The paper tackles the problem of training LLM-based agents without expert trajectories or definitive environmental feedback by using weakly supervised signals from a critic LLM, resulting in agents that show consistent improvement and achieve performance comparable to GPT-4 on the API-bank dataset despite using smaller open-source models.
Large Language Models (LLMs) offer a promising basis for creating agents that can tackle complex tasks through iterative environmental interaction. Existing methods either require these agents to mimic expert-provided trajectories or rely on definitive environmental feedback for reinforcement learning which limits their application to specific scenarios like gaming or code generation. This paper introduces a novel training method for LLM-based agents using weakly supervised signals from a critic LLM, bypassing the need for expert trajectories or definitive feedback.
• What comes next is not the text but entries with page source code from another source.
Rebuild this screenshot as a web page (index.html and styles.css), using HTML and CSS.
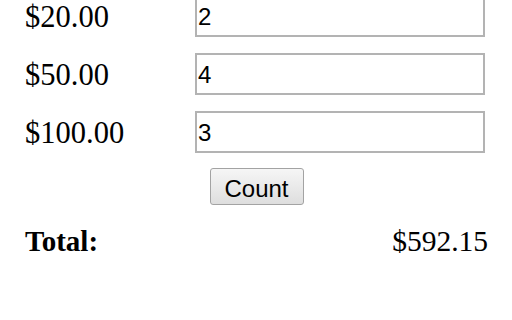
FILE: index.html
```html
<!DOCTYPE html>
<html>
<head>
<meta charset="utf-8">
<link rel="stylesheet" href="styles.css">
</head>
<body>
<form class="counter">
  <div class="rows">
    <span class="label">$20.00</span><input class="qty" type="text" value="2">
    <span class="label">$50.00</span><input class="qty" type="text" value="4">
    <span class="label">$100.00</span><input class="qty" type="text" value="3">
  </div>
  <div class="actions"><button type="button" class="count-btn">Count</button></div>
  <div class="total-row"><span class="total-label">Total:</span><span class="total-value">$592.15</span></div>
</form>
</body>
</html>
```
FILE: styles.css
```css
html, body {
  margin: 0;
  padding: 0;
  background: #ffffff;
  overflow: hidden;
}
body {
  width: 512px;
  height: 320px;
}
.counter {
  margin: -5px 0 0 25px;
  width: 463px;
  font-family: "Liberation Serif", "Times New Roman", serif;
  font-size: 30.5px;
  color: #000;
}
.rows {
  display: grid;
  grid-template-columns: 170px 290px;
  grid-auto-rows: 42px;
  row-gap: 16px;
  align-items: center;
}
.label {
  line-height: 34px;
  padding-top: 1px;
}
.qty {
  box-sizing: border-box;
  width: 290px;
  height: 42px;
  margin: 0;
  border: 2px solid #b3b3b3;
  padding: 2px 0 0 1px;
  font-family: "Liberation Sans", Arial, sans-serif;
  font-size: 24px;
  color: #000;
  background: #fff;
  outline: none;
}
.actions {
  display: flex;
  justify-content: center;
  margin-top: 15px;
}
.count-btn {
  box-sizing: border-box;
  width: 94px;
  height: 37px;
  margin: 0;
  padding: 4px 0 0 0;
  border: 1px solid #a3a3a3;
  border-radius: 3px;
  background: linear-gradient(#f6f6f6, #dedede);
  font-family: "Liberation Sans", Arial, sans-serif;
  font-size: 24px;
  color: #000;
}
.total-row {
  display: flex;
  justify-content: space-between;
  margin-top: 19px;
  line-height: 34px;
}
.total-label {
  font-weight: bold;
  font-size: 29px;
}
.total-value {
  font-size: 29.5px;
}
```
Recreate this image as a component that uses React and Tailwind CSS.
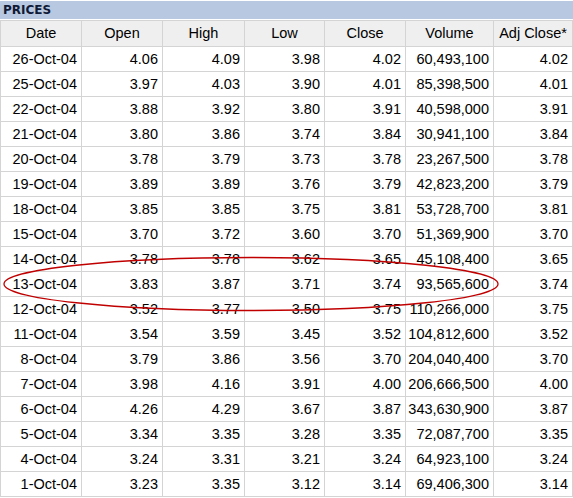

Our agents are trained in iterative manner, where they initially generate trajectories through environmental interaction. Subsequently, a critic LLM selects a subset of good trajectories, which are then used to update the agents, enabling them to generate improved trajectories in the next iteration. Extensive tests on the API-bank dataset show consistent improvement in our agents' capabilities and comparable performance to GPT-4, despite using open-source models with much fewer parameters.